-- start --

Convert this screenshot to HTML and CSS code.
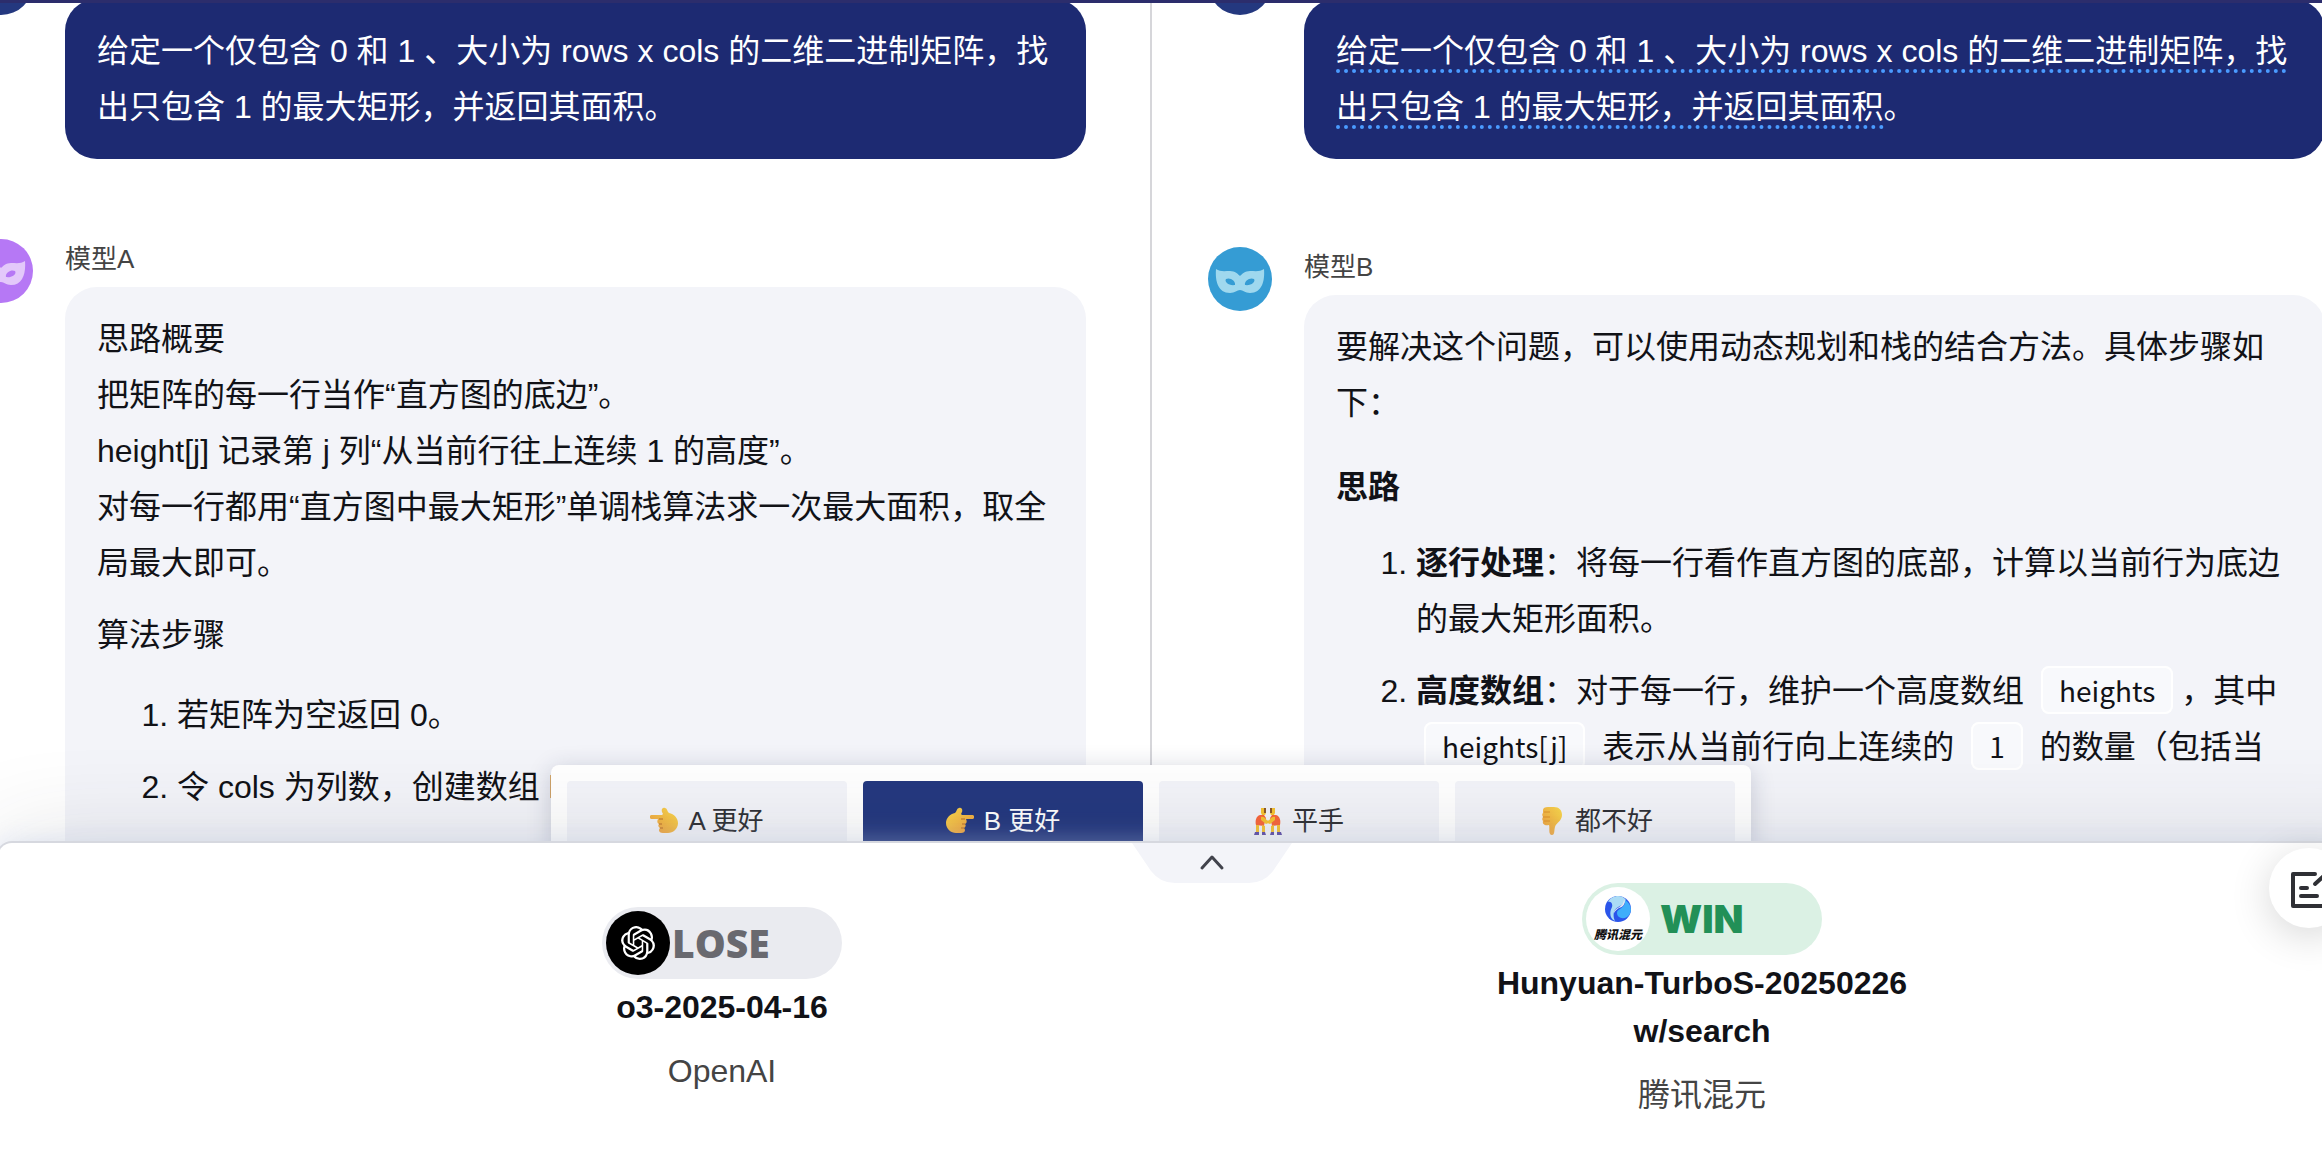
FILE: index.html
```html
<!DOCTYPE html>
<html lang="zh-CN">
<head>
  <meta charset="UTF-8" />
  <meta name="viewport" content="width=device-width, initial-scale=1.0"/>
  <title>模型对战</title>
  <link rel="stylesheet" href="styles.css">
</head>
<body>
  <header class="topbar"></header>
  <main class="chat">
    <div class="columns">
      <section class="column column-a">
        <div class="message user">
          <div class="avatar"></div>
          <div class="body">
            <div class="name"></div>
            <div class="bubble"><p>给定一个仅包含 0 和 1 、大小为 rows x cols 的二维二进制矩阵，找出只包含 1 的最大矩形，并返回其面积。</p></div>
          </div>
        </div>
        <div class="message">
          <div class="avatar purple">
            <svg viewBox="0 0 64 64"><path fill-rule="evenodd" d="M8 22c4 3 9 2 14 2 5 0 8 3 10 5 2-2 5-5 10-5 5 0 10 1 14-2 1 12-2 24-14 24-5 0-7-3-10-3s-5 3-10 3C10 46 7 34 8 22zM18 32c-2 3 3 7 9 6 1-4-5-8-9-6zm28 0c2 3-3 7-9 6-1-4 5-8 9-6z"/></svg>
          </div>
          <div class="body">
            <div class="name">模型A</div>
            <div class="bubble">
              <p>思路概要<br>把矩阵的每一行当作“直方图的底边”。<br>height[j] 记录第 j 列“从当前行往上连续 1 的高度”。<br>对每一行都用“直方图中最大矩形”单调栈算法求一次最大面积，取全局最大即可。</p>
              <p>算法步骤</p>
              <ol>
                <li>若矩阵为空返回 0。</li>
                <li>令 cols 为列数，创建数组 heights。</li>
              </ol>
            </div>
          </div>
        </div>
      </section>
      <section class="column column-b">
        <div class="message user">
          <div class="avatar"></div>
          <div class="body">
            <div class="name"></div>
            <div class="bubble"><p><span class="marked">给定一个仅包含 0 和 1 、大小为 rows x cols 的二维二进制矩阵，找出只包含 1 的最大矩形，并返回其面积</span>。</p></div>
          </div>
        </div>
        <div class="message">
          <div class="avatar blue">
            <svg viewBox="0 0 64 64"><path fill-rule="evenodd" d="M8 22c4 3 9 2 14 2 5 0 8 3 10 5 2-2 5-5 10-5 5 0 10 1 14-2 1 12-2 24-14 24-5 0-7-3-10-3s-5 3-10 3C10 46 7 34 8 22zM18 32c-2 3 3 7 9 6 1-4-5-8-9-6zm28 0c2 3-3 7-9 6-1-4 5-8 9-6z"/></svg>
          </div>
          <div class="body">
            <div class="name">模型B</div>
            <div class="bubble">
              <p>要解决这个问题，可以使用动态规划和栈的结合方法。具体步骤如下：</p>
              <h3>思路</h3>
              <ol>
                <li><strong>逐行处理</strong>：将每一行看作直方图的底部，计算以当前行为底边的最大矩形面积。</li>
                <li><strong>高度数组</strong>：对于每一行，维护一个高度数组 <code>heights</code>，其中 <code>heights[j]</code> 表示从当前行向上连续的 <code>1</code> 的数量（包括当前行）。</li>
              </ol>
            </div>
          </div>
        </div>
      </section>
    </div>
    <div class="vote-wrap">
      <div class="vote">
        <button type="button">
          <svg class="emoji" viewBox="0 0 28 28"><use href="#hand"/></svg>A 更好
        </button>
        <button type="button" class="active">
          <svg class="emoji flip" viewBox="0 0 28 28"><use href="#hand"/></svg>B 更好
        </button>
        <button type="button">
          <svg class="emoji" viewBox="0 0 28 28">
            <g id="wrestler">
              <path fill="#f7c331" d="M7 1h5v5l-1 2H8L7 6z"/>
              <path fill="#8a5a2a" d="M10 1h2v5h-2z"/>
              <path fill="#f9653a" d="M6 8c-4 1-5 6-4 10l8 1c0-3 2-5 2-8L10 8z"/>
              <path fill="#f7c331" d="M7 10c2-1 5 1 6 4l3-1 1 2-5 2-5-4zM2 18h3v7H2zm6 0 3 1v6H8z"/>
              <path fill="#5b4aa5" d="M1 25h4v3H0zm7 0h3l1 3H8z"/>
            </g>
            <use href="#wrestler" transform="matrix(-1 0 0 1 28 0)"/>
          </svg>平手
        </button>
        <button type="button">
          <svg class="emoji" viewBox="0 0 28 28">
            <path fill="url(#skin)" d="M6 3c0-2 2-3 5-3h6c5 0 8 3 8 8 0 6-6 8-7 12-1 3 0 8-3 8-4 0-2-7-3-10-4 1-7-1-6-4-1-1-1-3 0-4-1-2-1-3 0-4z"/>
            <path fill="none" stroke="#df922a" d="M7 5h6M6 10h7M7 14h6"/>
          </svg>都不好
        </button>
      </div>
    </div>
  </main>

  <footer class="drawer">
    <button type="button" class="handle" aria-label="收起">
      <svg class="tab" viewBox="0 0 160 40"><path fill="#f3f4f9" d="M0 0h160l-19 28q-9 12-24 12H43q-15 0-24-12z"/><path fill="none" stroke="#41434c" stroke-width="3" stroke-linecap="round" stroke-linejoin="round" d="m70 25 10-11 10 11"/></svg>
    </button>
    <div class="results">
      <div class="result">
        <div class="pill lose">
          <span class="logo dark">
            <svg viewBox="0 0 24 24"><path fill="#fff" d="M22.2819 9.8211a5.9847 5.9847 0 0 0-.5157-4.9108 6.0462 6.0462 0 0 0-6.5098-2.9A6.0651 6.0651 0 0 0 4.9807 4.1818a5.9847 5.9847 0 0 0-3.9977 2.9 6.0462 6.0462 0 0 0 .7427 7.0966 5.98 5.98 0 0 0 .511 4.9107 6.051 6.051 0 0 0 6.5146 2.9001A5.9847 5.9847 0 0 0 13.2599 24a6.0557 6.0557 0 0 0 5.7718-4.2058 5.9894 5.9894 0 0 0 3.9977-2.9001 6.0557 6.0557 0 0 0-.7475-7.0729zm-9.022 12.6081a4.4755 4.4755 0 0 1-2.8764-1.0408l.1419-.0804 4.7783-2.7582a.7948.7948 0 0 0 .3927-.6813v-6.7369l2.02 1.1686a.071.071 0 0 1 .038.052v5.5826a4.504 4.504 0 0 1-4.4945 4.4944zm-9.6607-4.1254a4.4708 4.4708 0 0 1-.5346-3.0137l.142.0852 4.783 2.7582a.7712.7712 0 0 0 .7806 0l5.8428-3.3685v2.3324a.0804.0804 0 0 1-.0332.0615L9.74 19.9502a4.4992 4.4992 0 0 1-6.1408-1.6464zM2.3408 7.8956a4.485 4.485 0 0 1 2.3655-1.9728V11.6a.7664.7664 0 0 0 .3879.6765l5.8144 3.3543-2.0201 1.1685a.0757.0757 0 0 1-.071 0l-4.8303-2.7865A4.504 4.504 0 0 1 2.3408 7.872zm16.5963 3.8558L13.1038 8.364 15.1192 7.2a.0757.0757 0 0 1 .071 0l4.8303 2.7913a4.4944 4.4944 0 0 1-.6765 8.1042v-5.6772a.79.79 0 0 0-.407-.667zm2.0107-3.0231l-.142-.0852-4.7735-2.7818a.7759.7759 0 0 0-.7854 0L9.409 9.2297V6.8974a.0662.0662 0 0 1 .0284-.0615l4.8303-2.7866a4.4992 4.4992 0 0 1 6.6802 4.66zM8.3065 12.863l-2.02-1.1638a.0804.0804 0 0 1-.038-.0567V6.0742a4.4992 4.4992 0 0 1 7.3757-3.4537l-.142.0805L8.704 5.459a.7948.7948 0 0 0-.3927.6813zm1.0976-2.3654l2.602-1.4998 2.6069 1.4998v2.9994l-2.5974 1.4997-2.6067-1.4997Z"/></svg>
          </span>
          <span>LOSE</span>
        </div>
        <div class="model">o3-2025-04-16</div>
        <div class="vendor">OpenAI</div>
      </div>
      <div class="result">
        <div class="pill win">
          <span class="logo light">
            <svg viewBox="0 0 26 26">
              <circle cx="13" cy="13" r="13" fill="#2b55ea"/>
              <path fill="#abdcf5" d="M3 6C7-1 17-2 21 4c-2 7-10 5-12 12-1 4 0 7 1 9-5-2-6-8-3-14 1-3-1-6-4-5z"/>
              <path fill="#3eaefa" d="M20 4c7 4 8 13 2 17-5 3-10 0-10-4 0-5 9-4 8-13z"/>
              <path fill="#e7eaf2" d="M19 3c2 5-1 8-5 9-2 1-4 3-5 5 0-6 10-5 10-14z"/>
            </svg>
            <small>腾讯混元</small>
          </span>
          <span>WIN</span>
        </div>
        <div class="model">Hunyuan-TurboS-20250226<br>w/search</div>
        <div class="vendor">腾讯混元</div>
      </div>
    </div>
  </footer>

  <button type="button" class="feedback" aria-label="反馈">
    <svg viewBox="0 0 40 40" fill="none" stroke="#2f3035" stroke-width="4" stroke-linecap="round" stroke-linejoin="round"><path d="M24 4H2v32h34V18M10 18h6M10 26h16M24 14 36 3"/></svg>
  </button>

  <!-- shared shapes -->
  <svg class="defs" width="0" height="0">
    <defs>
      <linearGradient id="skin" x1="0" y1="1" x2="1" y2="0">
        <stop offset="0" stop-color="#ee9a3f"/>
        <stop offset="1" stop-color="#fadb4c"/>
      </linearGradient>
      <g id="hand">
        <path fill="url(#skin)" d="M12 5c-1-3 1-5 3-4 2 0 2 3 4 5 5 1 9 5 9 10 0 6-5 10-10 10h-5c-4 0-5-3-3-5-2-1-2-3-1-4-2-1-2-3-1-5H2c-3 0-3-4 0-4h10l1-1z"/>
        <path fill="none" stroke="#b9702a" d="M9 12h4M9 17h3M10 21h3"/>
      </g>
    </defs>
  </svg>
</body>
</html>
```
FILE: styles.css
```css
* {
  box-sizing: border-box;
}
body {
  margin: 0;
  height: 100vh;
  display: flex;
  flex-direction: column;
  overflow: hidden;
  background: #fff;
  color: #111217;
  font-family: "Liberation Sans", "Noto Sans CJK SC", sans-serif;
  font-size: 32px;
  line-height: 56px;
}
button {
  border: 0;
  padding: 0;
  font: inherit;
  color: inherit;
  cursor: pointer;
}
p, h3, ol {
  margin: 0;
}
.topbar {
  height: 3px;
  flex: none;
  background: #2c2d6c;
  position: relative;
  z-index: 3;
}

/* chat area */
.chat {
  flex: 1;
  min-height: 0;
  position: relative;
  overflow: hidden;
}
.columns {
  display: grid;
  grid-template-columns: 1fr 1fr;
  margin: -52px -69px 0 -87px;
}
.column {
  display: flex;
  flex-direction: column;
  gap: 80px;
  padding: 0 66px 0 56px;
}
.column-a {
  border-right: 2px solid #d6d6da;
  padding-right: 64px;
}
.column-b {
  gap: 88px;
}
.message {
  display: flex;
  gap: 32px;
}
.avatar {
  width: 64px;
  height: 64px;
  flex: none;
  border-radius: 50%;
  background: #24387f;
}
.avatar svg {
  display: block;
}
.avatar.purple {
  background: #b678f5;
}
.avatar.purple path {
  fill: #e3c8fa;
}
.avatar.blue {
  background: #359cd4;
}
.avatar.blue path {
  fill: #9fd8ee;
}
.body {
  flex: 1;
}
.name {
  height: 48px;
  font-size: 26px;
  line-height: 40px;
  color: #444;
}
.bubble {
  background: #f3f4f9;
  border-radius: 32px;
  padding: 24px 32px;
}
.message:last-child .bubble {
  padding-bottom: 80px;
}
.user .bubble {
  background: #1d2a72;
  color: #fff;
}
.marked {
  border-bottom: 4px dotted #4a9bff;
}
.bubble p + p {
  margin-top: 16px;
}
.bubble h3 {
  font-size: 32px;
  margin: 28px 0 20px;
}
.bubble ol {
  padding-left: 80px;
}
.bubble p + ol {
  margin-top: 24px;
}
.bubble li + li {
  margin-top: 16px;
}
code {
  margin: 0 8px;
  padding: 2px 16px;
  border: 2px solid #fff;
  border-radius: 8px;
  background: #f8f9fc;
  font-family: "Noto Sans CJK SC", sans-serif;
  font-size: 28px;
  line-height: 40px;
}

/* vote buttons */
.vote-wrap {
  position: absolute;
  left: -89px;
  right: -69px;
  bottom: -36px;
  display: flex;
  justify-content: center;
}
.vote {
  display: grid;
  grid-template-columns: repeat(4, 280px);
  gap: 16px;
  padding: 16px;
  background: #fff;
  border-radius: 8px;
  box-shadow: 0 4px 24px rgba(30, 40, 80, 0.2);
}
.vote button {
  height: 80px;
  display: flex;
  align-items: center;
  justify-content: center;
  gap: 10px;
  border-radius: 4px;
  background: #f3f4f9;
  color: #2f3035;
  font-size: 26px;
  line-height: 40px;
}
.vote .active {
  background: #24387f;
  color: #fff;
}
.emoji {
  width: 28px;
  height: 28px;
}
.flip {
  transform: scaleX(-1);
}

/* result drawer */
.drawer {
  flex: none;
  position: relative;
  z-index: 1;
  margin: 0 -106px 0 -4px;
  padding: 40px 234px 45px;
  background: #fff;
  border: 2px solid #d6d8df;
  border-bottom: 0;
  border-radius: 16px 16px 0 0;
  box-shadow: 0 0 100px rgba(50, 50, 60, 0.14), 0 0 24px rgba(200, 215, 245, 0.4);
}
.handle {
  position: absolute;
  top: 0;
  left: 50%;
  margin-left: -80px;
  width: 160px;
  height: 40px;
  background: none;
}
.tab {
  display: block;
}
.results {
  display: grid;
  grid-template-columns: 1fr 1fr;
  align-items: center;
}
.result {
  display: flex;
  flex-direction: column;
  align-items: center;
  text-align: center;
  line-height: 48px;
}
.pill {
  width: 240px;
  height: 72px;
  padding: 4px;
  margin-bottom: 4px;
  border-radius: 36px;
  display: flex;
  align-items: center;
  gap: 2px;
  font-size: 39px;
  font-weight: 900;
}
.lose {
  background: #eaebf0;
  color: #69696f;
  font-family: "Open Sans", sans-serif;
}
.win {
  gap: 10px;
  background: #dbf1e4;
  color: #229057;
  font-family: Inter, sans-serif;
}
.logo {
  width: 64px;
  height: 64px;
  border-radius: 50%;
  display: flex;
  flex-direction: column;
  align-items: center;
  justify-content: center;
}
.logo.dark {
  background: #000;
}
.dark svg {
  width: 34px;
}
.logo.light {
  background: #fff;
  gap: 4px;
}
.light svg {
  width: 26px;
}
.light small {
  font-family: "Noto Sans CJK SC", sans-serif;
  font-size: 12px;
  font-style: italic;
  line-height: 16px;
  color: #111;
}
.model {
  font-weight: bold;
}
.vendor {
  margin-top: 16px;
  color: #444;
}

.feedback {
  position: fixed;
  right: -27px;
  bottom: 236px;
  z-index: 2;
  width: 80px;
  height: 80px;
  padding: 4px 0 0 4px;
  border-radius: 50%;
  background: #fff;
  box-shadow: 0 8px 40px rgba(0, 0, 0, 0.16);
}
.feedback svg {
  display: block;
  width: 40px;
  height: 40px;
  margin: 0 auto;
}
.defs {
  position: absolute;
}
```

-- end --

Aim of the task
Your task is to collect every line above that contains the word "code".

Exercise response
Convert this screenshot to HTML and CSS code.
                <li><strong>高度数组</strong>：对于每一行，维护一个高度数组 <code>heights</code>，其中 <code>heights[j]</code> 表示从当前行向上连续的 <code>1</code> 的数量（包括当前行）。</li>
code {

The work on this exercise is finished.